Retrieval-Augmented Generation (RAG) combines large language models with information retrieval to generate responses grounded in specific knowledge sources. It reduces hallucinations by anchoring outputs to retrieved documents rather than relying solely on training data.
Origin
RAG emerged from recognition that LLMs have knowledge gaps, cutoff dates, and hallucination risks. By retrieving relevant documents before generation, systems provide more accurate, current, and verifiable outputs. The approach gained traction in 2020-2023.
Why It Matters
For financial applications, accuracy and source attribution are critical. RAG enables AI systems to answer questions based on proprietary data, recent filings, and real-time information while citing sources. It bridges the gap between general AI and domain-specific requirements.
Intermediate Level
Market Mechanics
RAG systems embed documents into vector databases. Queries retrieve semantically similar chunks via vector search. Retrieved context is prepended to LLM prompts, grounding generation. Chunking strategies, embedding models, and reranking affect quality.
How It Behaves
Well-designed RAG systems answer domain-specific questions accurately. Poor retrieval causes irrelevant or contradictory responses. Context window limits constrain chunking strategies. Hybrid search (semantic + keyword) improves coverage. Continuous indexing maintains currency.
Key Data to Watch
- Retrieval accuracy and relevance scores
- Answer attribution and citation rates
- Latency from query to response
- Vector database performance
- Coverage gaps in indexed content
- User feedback and correction rates
Advanced Level
Institutional Behavior
Financial institutions deploy RAG for research, compliance, and client service. Knowledge management systems use RAG to unlock institutional memory.
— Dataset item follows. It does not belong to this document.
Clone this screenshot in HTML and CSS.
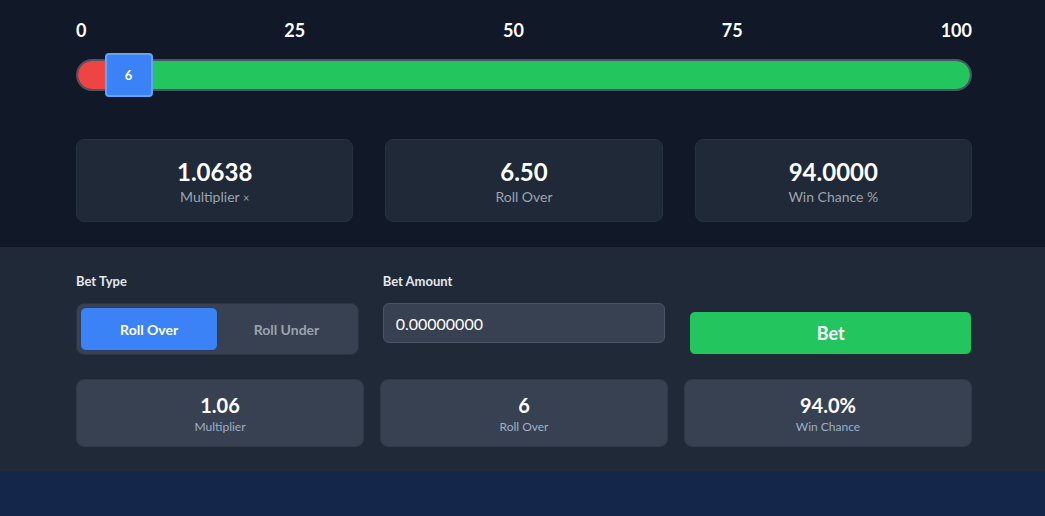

Regulators evaluate RAG outputs for explainability and audit trails. Hybrid human-AI workflows balance efficiency with oversight.
Professional Use Cases
- Research assistant for filings and reports
- Compliance policy question answering
- Client onboarding and education
- Internal knowledge base search
- Document summarization and comparison
AI Interpretation in Systems Like Arkhe
- RAG Engine: Retrieves from Arkhe's knowledge base for grounded responses
- Citation Agent: Ensures outputs cite specific education content
- Knowledge Agent: Maintains and updates indexed content
Key Takeaways
RAG systems bring verifiability and domain specificity to AI applications. They are essential for professional financial use cases requiring accuracy, recency, and source attribution beyond general LLM capabilities.